The church website says this about the temple garment: "The garment provides a constant reminder of the covenants made in the temple. The garment should be treated with respect at all times. It should not be exposed to the view of those who do not understand its significance, and it should not be adjusted to accommodate different styles of clothing. When worn properly, the garment provides protection against temptation and evil. Wearing the garment is an outward expression of an inward commitment to follow the Savior."
So. This is the reason you will never see me wear shirts without sleeves or short skirts/shorts, unless I'm engaged in the "3 S's": Swimming, Sports, or Sex (*chuckle*).
Hopefully that wasn't too awkward to read, and hopefully I didn't offend those of you that wear the temple garments.

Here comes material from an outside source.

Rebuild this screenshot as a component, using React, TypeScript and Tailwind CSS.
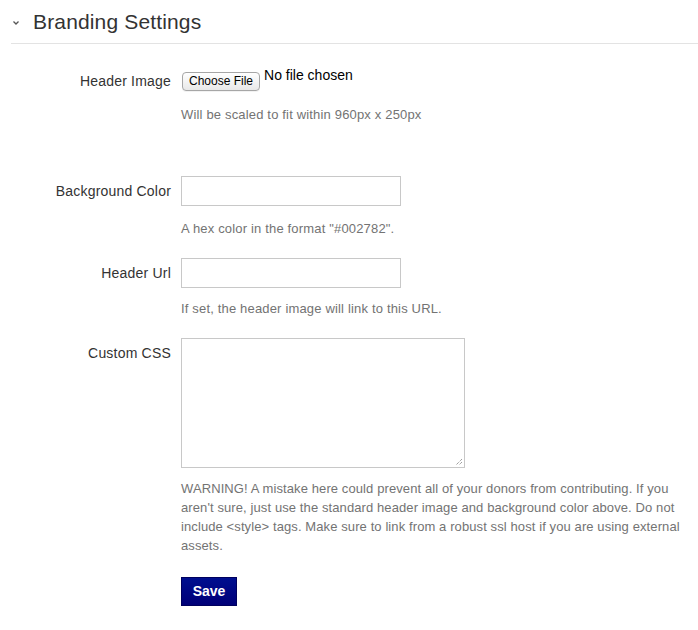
import React from "react";

export default function App() {
  return (
    <div
      className="w-[698px] h-[630px] bg-white text-[#333] overflow-hidden"
      style={{ fontFamily: '"Liberation Sans", Arial, Helvetica, sans-serif' }}
    >
      {/* Header */}
      <div className="ml-[11px] h-[44px] border-b border-[#e3e3e3] flex items-center">
        <svg width="8" height="6" viewBox="0 0 8 6" className="ml-[1px] mt-[3px]">
          <path d="M1.5 1.5 L4 4 L6.5 1.5" fill="none" stroke="#555" strokeWidth="1.3" />
        </svg>
        <h2 className="ml-[13px] text-[21px] leading-[24px] text-[#333] pt-[1px] tracking-[0.15px]">Branding Settings</h2>
      </div>

      {/* Header Image */}
      <div className="flex mt-[23px]">
        <div className="w-[171px] shrink-0 text-right text-[14px] leading-[20px] pt-[4px] tracking-[0.2px]">Header Image</div>
        <div className="ml-[10px] flex-1">
          <div className="flex items-start h-[24px]">
            <div className="mt-[5px] ml-[1px] h-[19px] px-[6px] rounded-[4px] border border-[#a6a6a6] bg-gradient-to-b from-white to-[#e8e8e8] text-[12px] leading-[17px] text-black shadow-[0_1px_0_rgba(0,0,0,0.05)]">
              Choose File
            </div>
            <div className="ml-[4px] text-[14px] leading-[16px] text-black">No file chosen</div>
          </div>
          <div className="mt-[14px] text-[13px] leading-[19px] text-[#737373] tracking-[0.17px]">
            Will be scaled to fit within 960px x 250px
          </div>
        </div>
      </div>

      {/* Background Color */}
      <div className="flex mt-[52px]">
        <div className="w-[171px] shrink-0 text-right text-[14px] leading-[20px] pt-[5px] tracking-[0.2px]">Background Color</div>
        <div className="ml-[10px] flex-1">
          <div className="w-[220px] h-[30px] border border-[#c8c8c8] bg-white"></div>
          <div className="mt-[13px] text-[13px] leading-[19px] text-[#737373] tracking-[0.17px]">
            A hex color in the format "#002782".
          </div>
        </div>
      </div>

      {/* Header Url */}
      <div className="flex mt-[20px]">
        <div className="w-[171px] shrink-0 text-right text-[14px] leading-[20px] pt-[5px] tracking-[0.2px]">Header Url</div>
        <div className="ml-[10px] flex-1">
          <div className="w-[220px] h-[30px] border border-[#c8c8c8] bg-white"></div>
          <div className="mt-[11px] text-[13px] leading-[19px] text-[#737373] tracking-[0.17px]">
            If set, the header image will link to this URL.
          </div>
        </div>
      </div>

      {/* Custom CSS */}
      <div className="flex mt-[20px]">
        <div className="w-[171px] shrink-0 text-right text-[14px] leading-[20px] pt-[5px] tracking-[0.2px]">Custom CSS</div>
        <div className="ml-[10px] flex-1 pr-[10px]">
          <div className="relative w-[284px] h-[130px] border border-[#c8c8c8] bg-white">
            <svg width="8" height="8" viewBox="0 0 8 8" className="absolute right-[1px] bottom-[1px]">
              <path d="M7 1 L1 7 M7 4 L4 7" stroke="#777" strokeWidth="1" strokeDasharray="1 1" />
            </svg>
          </div>
          <div className="mt-[11px] text-[13px] leading-[19px] text-[#737373] tracking-[0.1px]">
            WARNING! A mistake here could prevent all of your donors from contributing. If you aren't sure, just use the
            standard header image and background color above. Do not include &lt;style&gt; tags. Make sure to link from a
            robust ssl host if you are using external assets.
          </div>
          <div className="mt-[22px] w-[56px] h-[29px] bg-gradient-to-b from-[#000f8f] to-[#000078] border border-[#00005e] text-white font-bold text-[14px] leading-[27px] text-center">
            Save
          </div>
        </div>
      </div>
    </div>
  );
}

If you've spent a decent amount of time in the blogosphere, you may have noticed that there are a ton of Mormon bloggers! Like, why? (I have a few theories on that, but let's save that for another time.) I have found it helpful to connect with other people of my faith through blogging and have found a real sense of community with fellow Mormon bloggers. I think a lot of us like to share our outfits because sometimes it is a challenge to find modest clothing. Shopping is always a challenge, as Bri of The Secret Life of Bee explains:
"I love clothes. Creating outfits is a fun form of expression, but I have been asking myself why I want to share them with others. It wasn't until last week when I was wandering between the racks at Forever21 that I realized why I share my outfits. As I picked up what felt like the millionth dress with practically no bottom (seriously ladies, how do you sit down in those? The answer is you can't) I sighed to myself and thought, 'It's almost impossible to find cute, modest clothes these days.' Thus resolving my internal conflict. However small my voice may be, I want to shout hoorahs to modest clothing and show that it is possible! It's possible to feel pretty and to love your outfits with sleeves. It's also possible to buy modest clothing without spending $70 on one item...(I'm lookin' at you Shabby Apple...) If you are reading this and have had similar feelings of helplessness in clothing stores, I hope that you will know you are not alone! You are not the only person frustrated by the limited choices. Let's help each other out and not compromise our standards." (source)
Blogging has definitely reinforced the idea that I am not alone in this hunt for modest clothing. I have been able to get lots of fashion advice from fellow bloggers with the same/similar standards. For this, I am so thankful for the internet! What an awesome tool it is.
Thanks for reading! It was a lot, but maybe you learned something new!